Click on the links below to take you directly to a section of interest:
- What is glamping?
- The history of the glamping movement
- What are the types of glamping accommodation?
- How much does glamping cost?
- What activities can you do whilst glamping?
- Glamping tips for beginners
- 5 unique glamping experiences in France
What is glamping?
Glamping is considered the top end of the camping market. It differs from ‘normal’ camping in that the focus is on comfort, luxury, creativity and creating a home-from-home without having to fill your suitcase with supplies for living wildly.
Glamping appeals to all outdoor adventurers, from single-travellers or large groups, to families of all ages and pet-owners.

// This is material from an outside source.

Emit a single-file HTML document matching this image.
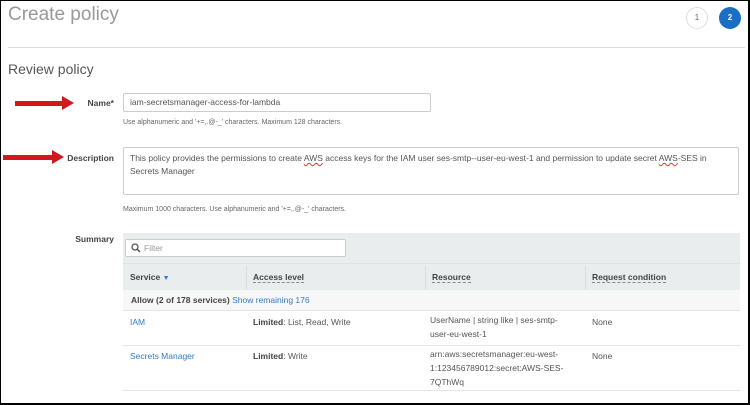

Whether you’re looking for an eco-pod in the woods for one, or a novelty family stay in Hansel and Gretel’s gingerbread hut, the diverse spectrum of glamping accommodation means there’s something for everyone.
More often than not, glamping sites are ready for you to move into straight away. The beds (yes, real beds) may well be already made up with fresh linen, and the fire, wood burner or frontier stove (a super-efficient type of wood-burning cooker) lit ready for your arrival.
The nitty-gritty of ‘normal’ camping such as putting up the tent, carrying heavy backpacks or pumping up lilos become a thing of the past! For some people, of course, these are the things that make camping such a joy, but for those who’d rather concentrate on taking it easy, it makes the whole experience a whole lot less like work.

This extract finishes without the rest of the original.